Thursday, March 16, 2017

Lushlife Unleashes First "New" Grizzly Bear Song In Some 5 Years with "Foreground" for Ever-evolving A SONG A DAY KEEPS THE PAIN AWAY Benefit Comp. (Rough Trade Publishing)



"When I was asked to contribute to Rough Trade Publishing's A Song A Day to Keep The Pain Away (#SADRTP) benefit project, covering Grizzly Bear's outstanding album cut, "Foreground" somehow felt like the right starting point; in the moment, I was reacting to the Trump Administration's Muslim Ban, projecting a song about a relationship falling apart onto man and country," one-time Das Racist affiliate and frequent Heems collaborator Lushlife wrote within a recent statement. "Foreground" was released on Day #74 of a planned 90-day initiative by Rough Trade Publishing, which they vehemently attest aims to "help a little with the pain and perhaps, even inspire you. We hope so. We all need to be doing whatever we can to make 2017 a better tomorrow." Previous prescribers to their A Song A Day Keeps The Pain Away benefit comp. include Sondre Lerche, Nada Surf, King Khan, A Place to Bury Strangers, Superchunk, awesomely-named Prism Tats, Juliana Hatfield, and countless talented artists. "Foreground" originally appeared within Grizzly Bears critically-acclaimed 2009 Warp Records album, Veckatimest; although, they've been relatively quiet since its 2012 follow-up Shields, it appears as though frontman Ed Droste and Grizzly Bear bandmates Daniel Rossen, Christopher Bear, and Chris Taylor are currently hard at work writing and recording their long-awaited fifth studio album for imminent release.
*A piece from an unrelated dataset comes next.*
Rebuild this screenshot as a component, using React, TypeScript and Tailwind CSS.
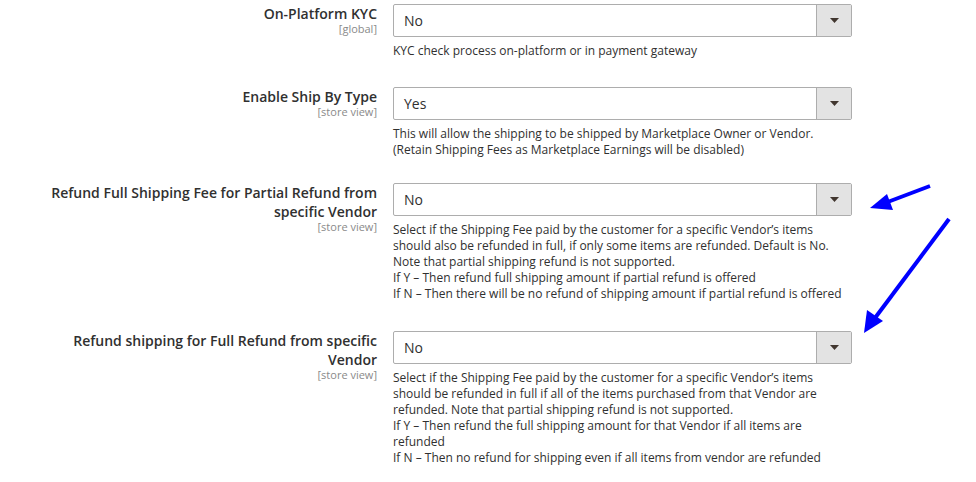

Lushlife is certainly no stranger to recording and releasing inventive genre-spanning covers, as he has currently re-worked or expertly interpolated the likes of My Bloody Valentine, Billy Idol+French-Italian Horror film, French Coldwave pioneers Asylum Party, R. Stevie Moore with fellow Philadelphian Zilla Rocca, and Kanye & The Beach Boys for a fittingly-titled 2005 mash-up album, West Sounds. "As the administration's anti-immigrant policies predictably set ablaze a rash of hate crimes against Indian-Americans and other minorities (a topic I recently wrote an op-ed about in the Washington Post), the track's book-ending rhymes about xenophobia and nationalism took on a heightened urgency. Ultimately though, my goal was to re-interpret Grizzly Bear's plaintive joint with buoyant marching drums and fizzy Pop synths to emote something hopeful for these bleak times," Rough Trade Publishing's recent press release continued. Lushlife's like-minded MY IDOLS ARE DEAD + MY ENEMIES ARE IN POWER mixtape was unleashed upon the terribly dumbfounded world on the eve of Donald Trump's presidency with 100% of proceeds earned being donated to the ACLU. I was lucky enough to personally speak with Raj Haldar (Lushlife) and publish a comprehensive 5-question Idols + Enemies-centric interview right here at The Witzard!